Science still has numerous questions about just how cats were domesticated, and in fact there’s debate over just how domesticated they are. (If you have a cat, you probably have some reservations.) Nature reports on an ambitious study, led by Eva-Maria Geigl of the Institut Jacques Monod, who explained: “We don’t know the history of ancient cats. We do not know their origin, we don’t know how their dispersal occurred.”

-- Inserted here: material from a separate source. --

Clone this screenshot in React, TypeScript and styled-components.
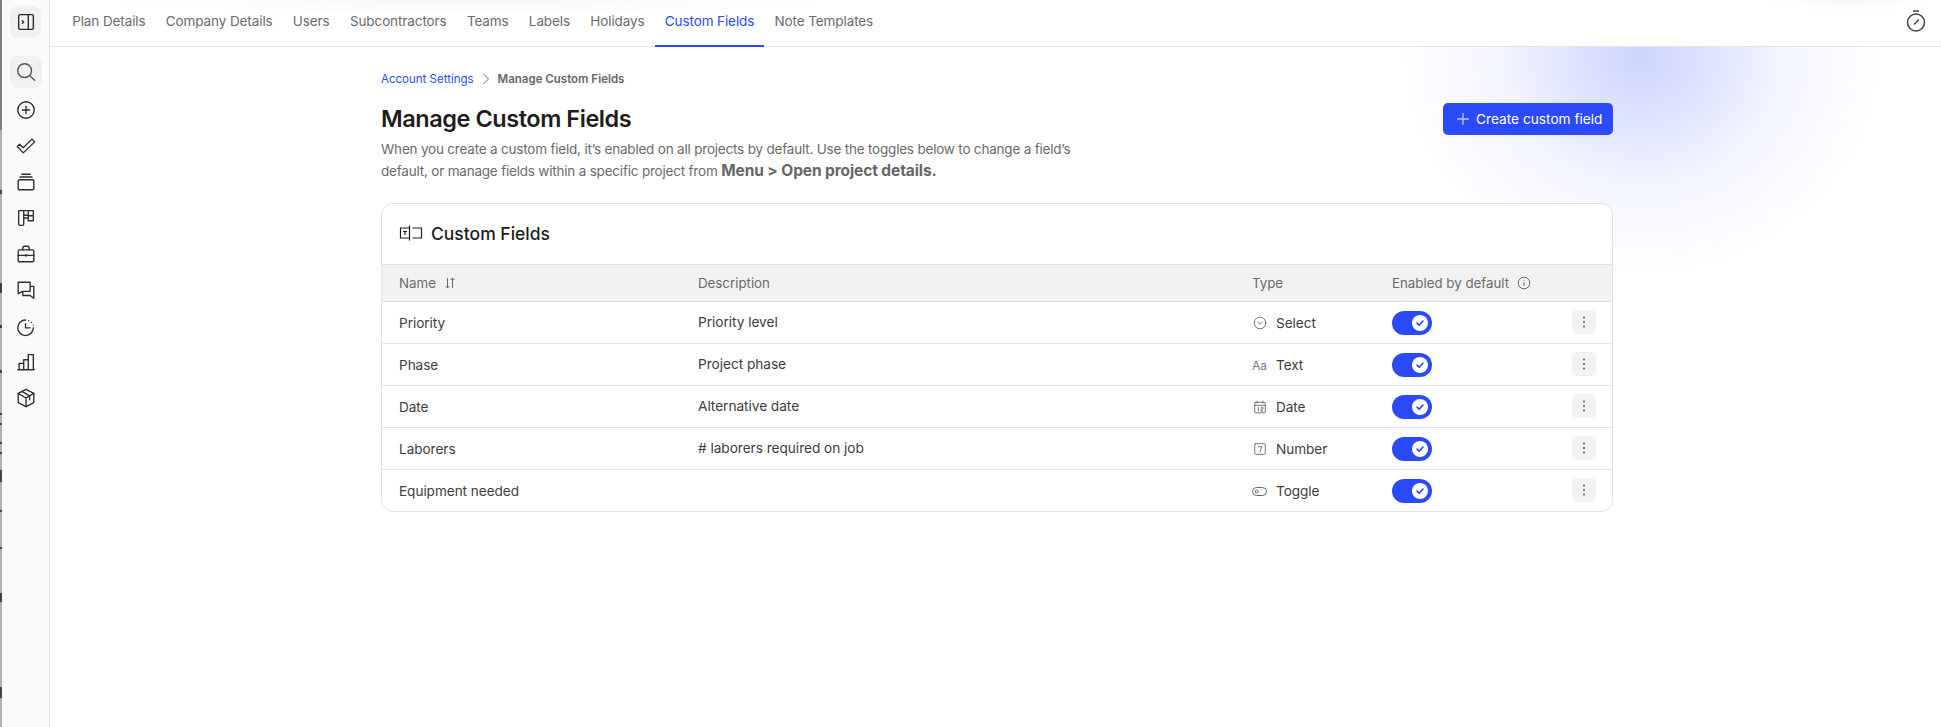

Her team took a crack at tracing that history, sequencing the DNA of 209 cats—from as far back as 15,000 years and as recent as the 18th century. The Verge lays out what they found:
Agriculture was a catalyst for cat populations, the study’s authors say, because the need to store grain and other crops drew nearby rodents — rodents that in turn became food for wily felines. Ancient humans presumably appreciated that these new arrivals were helping keep their stores free from infestation, and as a bonus, were super cute. A second population explosion appeared to coincide with the advent of boat travel, where a ship’s cat could keep vital food stores safe from rats and mice that stowed away on board. Perhaps the most exciting part of the study is the mention that a cat was discovered in a thousand-year-old Viking burial site, conjuring up the image of horn-hatted kitties sailing the ocean on longboats.
Really the important takeaway here is Viking cats. “I didn’t even know there were Viking cats,” Harvard Medical School population geneticist Pontus Skoglund told Nature. Another fun fact: Tabbies didn’t exist until the Middle Ages.
And now they stride the innermost corridors of human government power! How far they’ve come.